MP3 files are composed of "frames" of audio and so it should be possible, with some effort, to remove entire frames with minimal processing (remove the frame, update some minor details in the file header). I believe frames are pretty short (a few milliseconds each) which would give the precision you're looking for. So doing some reading on the MP3 File Format should give you enough information to code your own python library to do this. This is a fair bit different than traditional "audio processing" (since you don't care about precision) and so you're unlikely to find an existing library that does this. Most, as you've found, will decompress the audio first so you can have complete fine-grained control.
Not a direct answer to your needs, but check the mp3DirectCut software that does what you want (as a GUI app). I think that the source code is available, so even if you don't find a library, you could build one of your own, or build a python extension using code from mp3DirectCut.

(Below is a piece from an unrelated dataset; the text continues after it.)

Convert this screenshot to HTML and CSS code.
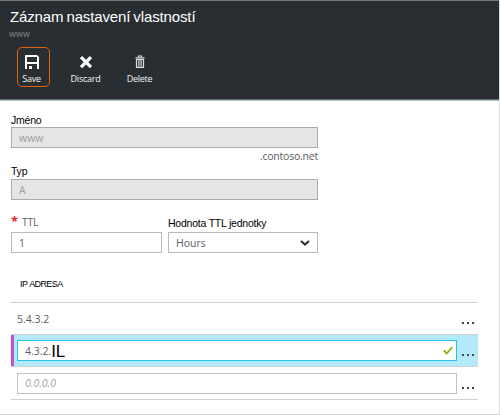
FILE: index.html
```html
<!DOCTYPE html>
<html lang="cs">
<head>
<meta charset="utf-8">
<title>Záznam nastavení vlastností</title>
<link rel="stylesheet" href="styles.css">
</head>
<body>
<main class="blade">
  <header class="header">
    <h1 class="title">Záznam nastavení vlastností</h1>
    <div class="subtitle">www</div>
    <nav class="toolbar">
      <button class="command command-active">
        <svg width="16" height="16" viewBox="0 0 16 16"><path fill="#fff" fill-rule="evenodd" d="M1 1h12l2 2v12h-2v-5H3v5H1zM3 3v5h10V3zM5 12h3v3H5z"/></svg>
        <span>Save</span>
      </button>
      <button class="command">
        <svg width="16" height="16" viewBox="0 0 16 16"><path stroke="#fff" stroke-width="3.200" d="M3 3.200l10 10M13 3.200l-10 10"/></svg>
        <span>Discard</span>
      </button>
      <button class="command">
        <svg width="16" height="16" viewBox="0 0 16 16"><path fill="none" stroke="#ddd" stroke-width="1.200" d="M6.500 3V2h3v1M3.500 3.800h9M4.500 5v8.400h7V5M6.900 5.500v7M9.100 5.500v7M4 5.500h8"/></svg>
        <span>Delete</span>
      </button>
    </nav>
  </header>
  <section class="form">
    <div class="label name-label">Jméno</div>
    <div class="field disabled">www</div>
    <div class="suffix"><span>.contoso.net</span></div>
    <div class="label type-label">Typ</div>
    <div class="field disabled">A</div>
    <div class="ttl">
      <div class="ttl-value">
        <div class="label ttl-label"><b class="required">*</b><span>TTL</span></div>
        <div class="field">1</div>
      </div>
      <div class="ttl-unit">
        <div class="label unit-label">Hodnota TTL jednotky</div>
        <div class="field select"><span>Hours</span><svg width="10" height="8" viewBox="0 0 10 8"><path fill="none" stroke="#333" stroke-width="2.200" d="M1 2l4 3.500L9 2"/></svg></div>
      </div>
    </div>
  </section>
  <section class="records">
    <div class="records-head">IP ADRESA</div>
    <div class="row"><span class="address">5.4.3.2</span><span class="more"><i></i><i></i><i></i></span></div>
    <div class="row selected">
      <div class="entry"><span>4.3.2.</span><span class="typed">IL</span><svg class="check" width="10" height="9" viewBox="0 0 10 9"><path fill="none" stroke="#7fba00" stroke-width="1.800" d="M.8 4.500l3 3L9.200 1"/></svg></div>
      <span class="more"><i></i><i></i><i></i></span>
    </div>
    <div class="row"><div class="entry empty">0.0.0.0</div><span class="more"><i></i><i></i><i></i></span></div>
  </section>
</main>
</body>
</html>
```
FILE: styles.css
```css
* { box-sizing: border-box; }
body {
  margin: 0;
  background: #fff;
  font-family: "Open Sans", "Noto Sans", sans-serif;
  color: #5c5c64;
}
.blade {
  width: 500px;
  height: 415px;
  border-right: 1px solid #dcdcdc;
  border-bottom: 1px solid #d5d5d5;
  overflow: hidden;
}
.header {
  height: 101px;
  padding-top: 7px;
  background: #292e32;
  border-top: 1px solid #74787b;
  border-bottom: 1px solid #b4c4cb;
  box-shadow: inset 0 -1px #626c74;
}
.title {
  margin: 0 0 0 10px;
  font: 400 15px/18px "Liberation Sans", sans-serif;
  letter-spacing: -.13px;
  word-spacing: -1px;
  color: #fff;
  white-space: nowrap;
}
.subtitle {
  margin-left: 9px;
  font-size: 9px;
  line-height: 16px;
  color: #85898c;
}
.toolbar {
  display: flex;
  gap: 21px;
  margin: 5px 0 0 17px;
}
.command {
  display: flex;
  flex-direction: column;
  align-items: center;
  justify-content: flex-start;
  width: 33px;
  height: 40px;
  padding: 6px 4px 0 0;
  border: 1px solid transparent;
  border-radius: 5px;
  background: none;
  color: #f4f4f4;
  font: 9px/14px "Open Sans", sans-serif;
  letter-spacing: -.25px;
}
.command-active { border-color: #e0620a; }
.command span { margin-top: 2px; white-space: nowrap; }
.form { width: 318px; padding: 12px 0 0 11px; }
.label {
  font: 10.500px/15px "Liberation Sans", sans-serif;
  letter-spacing: -.22px;
  color: #000;
  white-space: nowrap;
}
.name-label { height: 14px; line-height: 14px; }
.field {
  display: flex;
  align-items: center;
  height: 21px;
  padding: 0 7px;
  border: 1px solid #b9b9b9;
  background: #fff;
  font-size: 10.500px;
}
.disabled { background: #e5e5e5; border-color: #ababab; color: #a0a0a0; }
.suffix {
  height: 17px;
  font-size: 10.500px;
  line-height: 17px;
  letter-spacing: -.22px;
  text-align: right;
}
.type-label { height: 14px; line-height: 13px; }
.ttl { display: flex; gap: 6px; margin-top: 15px; }
.ttl-value { width: 151px; }
.ttl-unit { width: 150px; }
.ttl .label { height: 17px; line-height: 17px; }
.ttl-label {
  display: flex;
  gap: 4px;
  font-family: "Open Sans", sans-serif;
  color: #62626a;
}
.ttl-label span { line-height: 15px; }
.required { color: #e32238; font-size: 13px; line-height: 12px; }
.select { justify-content: space-between; }
.records { margin: 21px 21px 0 11px; }
.records-head {
  height: 28px;
  padding-left: 9px;
  font: 9px/20px "Liberation Sans", sans-serif;
  letter-spacing: -.6px;
  word-spacing: .6px;
  color: #000;
}
.row {
  display: flex;
  align-items: center;
  height: 32px;
  border-top: 1px solid #d0d0d0;
  padding: 0 4px 0 6px;
  font-size: 10.500px;
}
.row:last-child { height: 34px; border-bottom: 1px solid #d0d0d0; }
.selected { background: #b3ebfa; box-shadow: inset 3px 0 #c34fd6; }
.entry {
  display: flex;
  align-items: center;
  width: 440px;
  height: 21px;
  border: 1px solid #26c2f2;
  background: #fff;
  padding: 0 3px 0 7px;
}
.empty { border-color: #c2c2c2; color: #a2a2a2; font-style: italic; }
.typed {
  margin: 2px 0 0 0;
  font: 17px/18px "Liberation Sans", sans-serif;
  letter-spacing: -.3px;
  color: #000;
}
.check { margin-left: auto; }
.more { display: flex; gap: 3px; margin-left: auto; margin-top: 9px; }
.more i { width: 2px; height: 2px; background: #45454b; }
```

As for removing or extracting mp3 segments from an mp3 file while staying in the MP3 domain (that is, without conversion to PCM format and back), there is also the open source package PyMp3Cut.
As for splicing MP3 files together (adding e.g. 'Credits' to the end or beginning of an mp3 file) I've found you can simply concatenate the MP3 files providing that the files have the same sampling rate (e.g. 44.1khz) and the same number of channels (e.g. both are stereo or both are mono).